Jewish Insider reports that Rabbi Aaron Alexander, of Washington DC’s prominent Adas Israel synagogue, spoke at the recent “United to Love” rally on the National Mall, one of at least two rabbis to address the crowds.

Rabbi Alexander told JI: “I sounded the shofar — just feet from the Capital Building — for a large and diverse crowd of faith leaders and followers, those who united to share how the power of expansive love brings joy and light in God’s world.”

He continued: “We are in this together—all of us. It is because of our diversity that we generate opportunities for human thriving…”

Rabbi Shmuel Herzfeld of Ohev Sholom, which calls itself “The National Synagogue,” also sounded a shofar in Sunday’s demonstrations. In a first-person piece in Ha’aretz, Rabbi Herzfeld explains why he took part in the counter demonstration against the Unite the Right rally:

“I traveled to their rally with members of our congregation and a shofar in order to blast the sacred sound and drown out their evil words. When the other counter-demonstrators saw that we brought a shofar they quickly ushered us to the front of the crowd so we could be heard loud and clear.”

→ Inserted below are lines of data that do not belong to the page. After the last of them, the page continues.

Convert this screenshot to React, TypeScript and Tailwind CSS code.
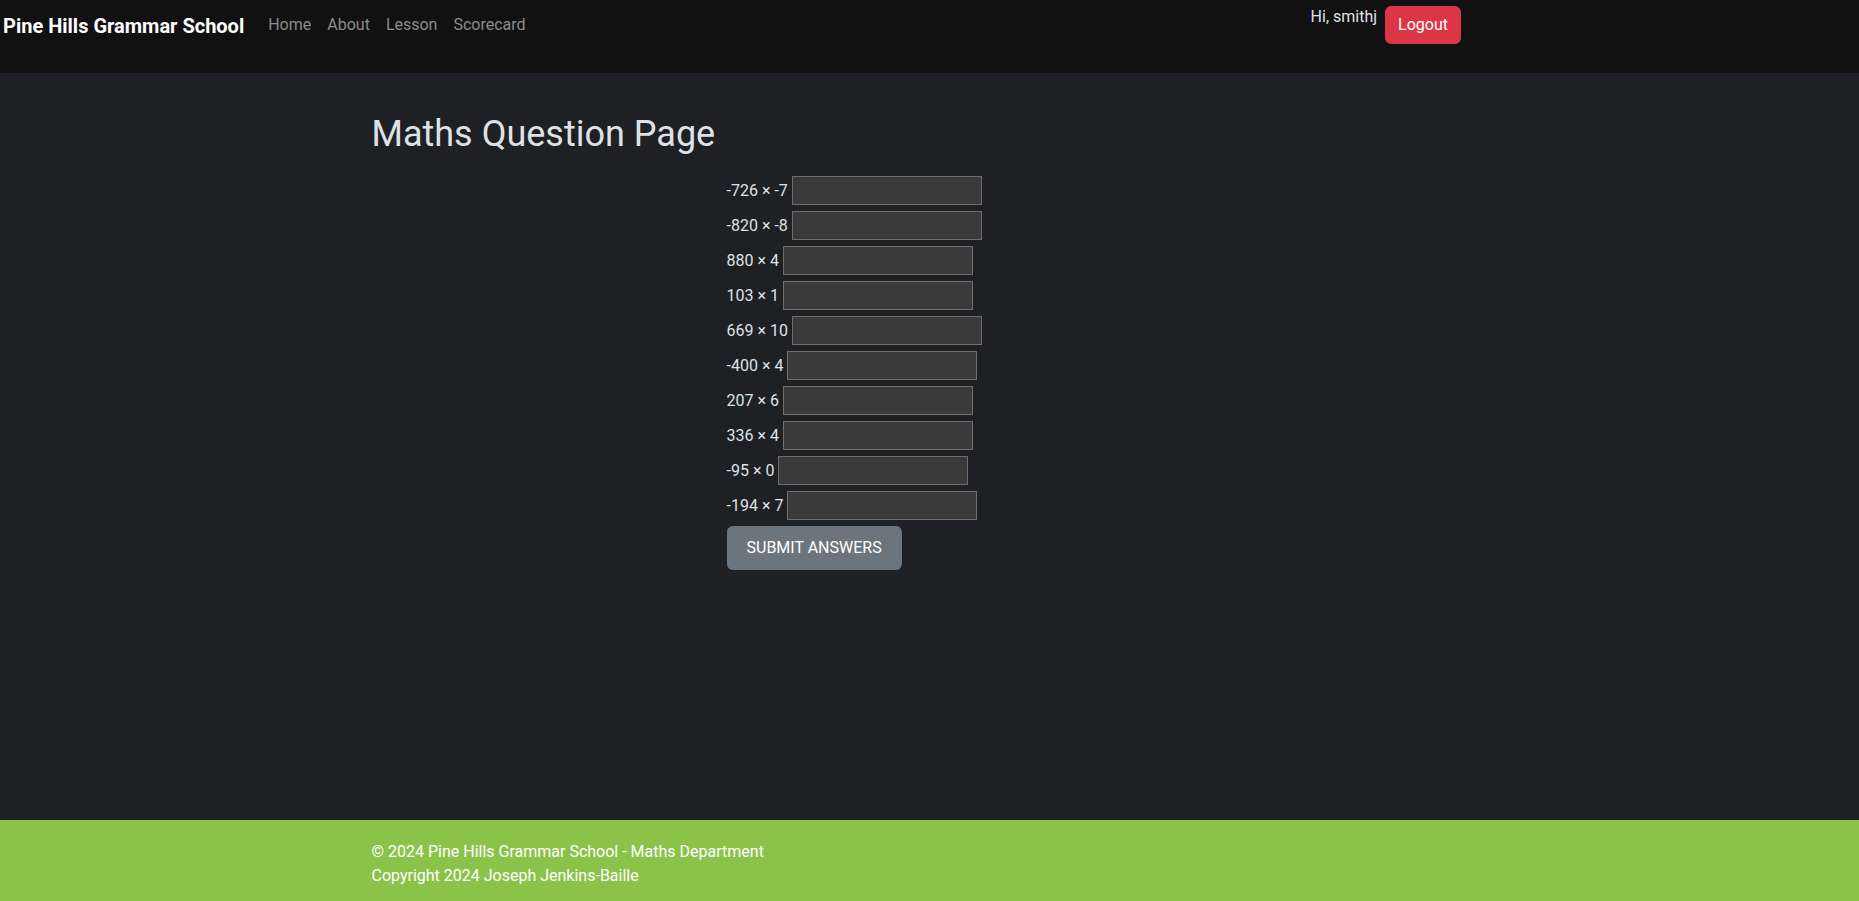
const questions: [string, number, string][] = [
  ["-726", 0, "-7"],
  ["-820", 0, "-8"],
  ["880", 0, "4"],
  ["103", 0, "1"],
  ["669", 0, "10"],
  ["-400", 0, "4"],
  ["207", 0, "6"],
  ["336", 0, "4"],
  ["-95", 0, "0"],
  ["-194", 0, "7"],
];

const links = ["Home", "About", "Lesson", "Scorecard"];

export default function App() {
  return (
    <div className="min-h-screen flex flex-col bg-[#1f2023] font-['Roboto','Liberation_Sans',sans-serif] text-[#dee2e6]">
      <header className="h-[73px] bg-[#111111] flex items-start pl-[3px] pt-[5px]">
        <a href="#" className="mt-[5.5px] mr-4 text-[20px] leading-[30px] font-bold text-white">
          Pine Hills Grammar School
        </a>
        <nav className="flex">
          {links.map((l) => (
            <a key={l} href="#" className="px-2 py-2 text-base leading-6 text-[#8c8c8c]">
              {l}
            </a>
          ))}
        </nav>
        <div className="ml-auto mr-[398px] flex items-start gap-2">
          <span className="text-base leading-6 text-[#dee2e6]">Hi, smithj</span>
          <button className="mt-px rounded-[6px] border border-[#dc3545] bg-[#dc3545] px-3 py-[6px] text-base leading-6 text-white">
            Logout
          </button>
        </div>
      </header>

      <main className="flex-1">
        <div className="w-[1140px] mx-auto px-3 pt-[40px]">
          <h2 className="text-[36px] leading-[1.2] font-normal">Maths Question Page</h2>
          <form className="ml-[355px] mt-[20px] flex flex-col items-start gap-[6px]">
            {questions.map(([a, , b], i) => (
              <div key={i} className="flex items-center gap-[4px]">
                <label className="text-base leading-6">
                  {a} × {b}
                </label>
                <input
                  type="text"
                  className="w-[190px] h-[29px] bg-[#3a3a3a] border border-[#6e6e6e] outline-none px-1 text-white"
                />
              </div>
            ))}
            <button
              type="button"
              className="rounded-[6px] bg-[#6c757d] px-[20px] py-[10px] text-base leading-6 text-white uppercase"
            >
              Submit Answers
            </button>
          </form>
        </div>
      </main>

      <footer className="bg-[#8bc34a] pt-5 pb-[13px]">
        <div className="w-[1140px] mx-auto px-3 text-base leading-6 text-white">
          <div>© 2024 Pine Hills Grammar School - Maths Department</div>
          <div>Copyright 2024 Joseph Jenkins-Baille</div>
        </div>
      </footer>
    </div>
  );
}
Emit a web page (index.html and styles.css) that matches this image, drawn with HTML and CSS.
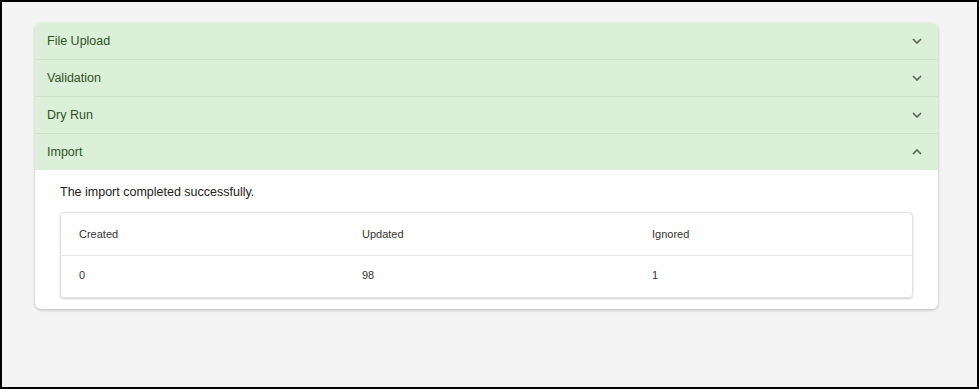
FILE: index.html
```html
<!DOCTYPE html>
<html lang="en">
<head>
    <meta charset="UTF-8">
    <meta name="viewport" content="width=device-width, initial-scale=1.0">
    <title>Import</title>
    <link rel="stylesheet" href="styles.css">
</head>
<body>
    <div class="frame">
        <div class="card">
            <div class="step">
                <span>File Upload</span>
                <svg class="chevron" viewBox="0 0 10 6"><path d="M1 1l4 4 4-4"/></svg>
            </div>
            <div class="step">
                <span>Validation</span>
                <svg class="chevron" viewBox="0 0 10 6"><path d="M1 1l4 4 4-4"/></svg>
            </div>
            <div class="step">
                <span>Dry Run</span>
                <svg class="chevron" viewBox="0 0 10 6"><path d="M1 1l4 4 4-4"/></svg>
            </div>
            <div class="step open">
                <span>Import</span>
                <svg class="chevron" viewBox="0 0 10 6"><path d="M1 5l4-4 4 4"/></svg>
            </div>
            <div class="step-body">
                <p class="message">The import completed successfully.</p>
                <div class="summary">
                    <div class="row head">
                        <div>Created</div>
                        <div>Updated</div>
                        <div>Ignored</div>
                    </div>
                    <div class="row">
                        <div>0</div>
                        <div>98</div>
                        <div>1</div>
                    </div>
                </div>
            </div>
        </div>
    </div>
</body>
</html>
```

FILE: styles.css
```css
* { margin: 0; padding: 0; box-sizing: border-box; }
body { font-family: "Liberation Sans", Arial, sans-serif; background: #f4f4f4; color: #222; }
.frame { width: 979px; height: 389px; border: 2px solid #000; background: #f4f4f4; padding: 21px 39px 0 33px; }
.card { background: #fff; border-radius: 6px; box-shadow: 0 1px 3px rgba(0, 0, 0, 0.25); overflow: hidden; }
.step { display: flex; align-items: center; justify-content: space-between; height: 37px; padding: 0 16px 0 12px; background: #dcefd8; color: #2f5226; font-size: 12.5px; border-top: 1px solid #cfe3ca; }
.step:first-child { border-top: none; height: 36px; }
.chevron { width: 10px; height: 6px; fill: none; stroke: #5a5f58; stroke-width: 1.6; }
.step-body { padding: 12px 25px 11px; }
.message { font-size: 12.5px; line-height: 20px; margin-bottom: 10px; }
.summary { border: 1px solid #e2e2e2; border-radius: 4px; box-shadow: 0 1px 2px rgba(0, 0, 0, 0.2); font-size: 11px; color: #333; }
.row { display: grid; grid-template-columns: 283px 290px 1fr; padding: 0 0 3px 18px; height: 41px; align-items: center; }
.row.head { height: 43px; padding-bottom: 1px; border-bottom: 1px solid #e6e6e6; }
```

Rabbi Herzfeld announced: “Racists have no place in America.”

Double standard

The problem is that while both rabbis oppose racism in the U.S., they support Israel, a nation based on discrimination. Israel was founded in 1948 and recently reaffirmed to be a state favoring one religion and ethnicity, whose flag and national symbols denote that fact, and whose practices often represent a form of apartheid.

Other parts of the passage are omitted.